Social Face Recogniser

Built at St Andrews University Hackathon 2016.

There is a demonstration available on YouTube here.

Inspiration

Originally intended to be an Oculus Rift application, Social Face Recogniser uses computer vision technology to first identify that faces exist, and then recognise who those faces are.

Social Face Recogniser adds an overlay that displays a user's social media feed next to their face (as well as their name). On Oculus this would have been amazing to look around a room and see all your friend's feeds, but due to technical limitations of the hardware (and would-be time constraints) we decided to reduce the scope to use a web cam.

What it does

Social Face Recogniser consists of two programs. The first lets you add a user, and build up a repository of images of them. You also input their name, and social media usernames.

The second program uses sets of images of multiple users to build up an identity profile (the program is trained on the image sets). It then uses the webcam feed to identify who is currently in shot, adds an overlay to identify them as a known user (or an unknown l33t hacker).

Using a configuration file, you can specify a set of users that should be able to "unlock" the profile.

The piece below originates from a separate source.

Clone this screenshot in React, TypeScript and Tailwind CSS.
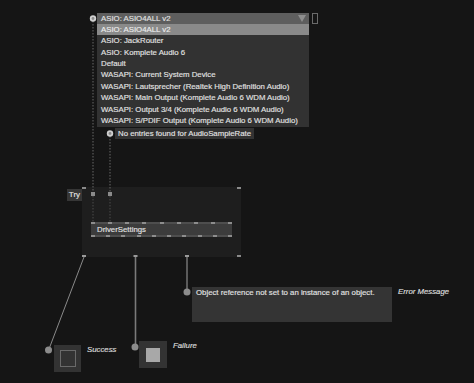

All these users must appear on camera at the same time. This could be used as a developer tool to secure processes. For example, perhaps in a code review scenario, you only want a Pull Request to be accepted if both your managers have looked everything over and agree to unlock the repository.

How we built it

The programs are written in Java 8. We use JavaCV (CV = Computer Vision) as a wrapper around OpenCV. We also use Twitter4J to pull Twitter data, and began implementing GitHub feeds using a 3rd Party API (but ran out of time).

Challenges we ran into

JavaCV presented numerous challenges -

  • The vast number of different types and lack of clear documentation on newer versions meant that many things were trial-and-error.
  • Many driver issues with the webcam devices. We could only pull 640 x 480 feed from what should be a 720p webcam. This can lead to slight inaccuracies in facial recognition, but we upscale the feed to 1280 x 960 so we have more text space.
  • There was a lack of cross-compatibility between our laptops, thus the program could only run on one device (with a very large amount of libraries installed too!).

Accomplishments that we're proud of

Having all the basic functionality working! Our demo video shows how well it works (given that it was built in 24 hours).

Facial recognition is impressively accurate when training data is large enough (around 30+ images seems good).

What we learned

  • Working with hardware devices IS HARD. Even if they are built-in devices (like a webcam).
  • OpenCV (and JavaCV) are extremely powerful, and fast. But could really use a big effort to harmonise documentation and code examples.

What's next / Future Improvements

  • Add GitHub activity.
  • Increase resolution so we can fit more text.
  • Increase performance.
  • Show multiple tweets/updates per person.
  • Have social media updating in background in another thread.
  • Have application do something interesting when "unlocked" state is reached.
  • Improve code readability/modularity.
  • Different colours per person. (Associate colour with userid).
  • Smooth out face recognition. If someone changes ID for a couple frames, shouldn't actually change on screen.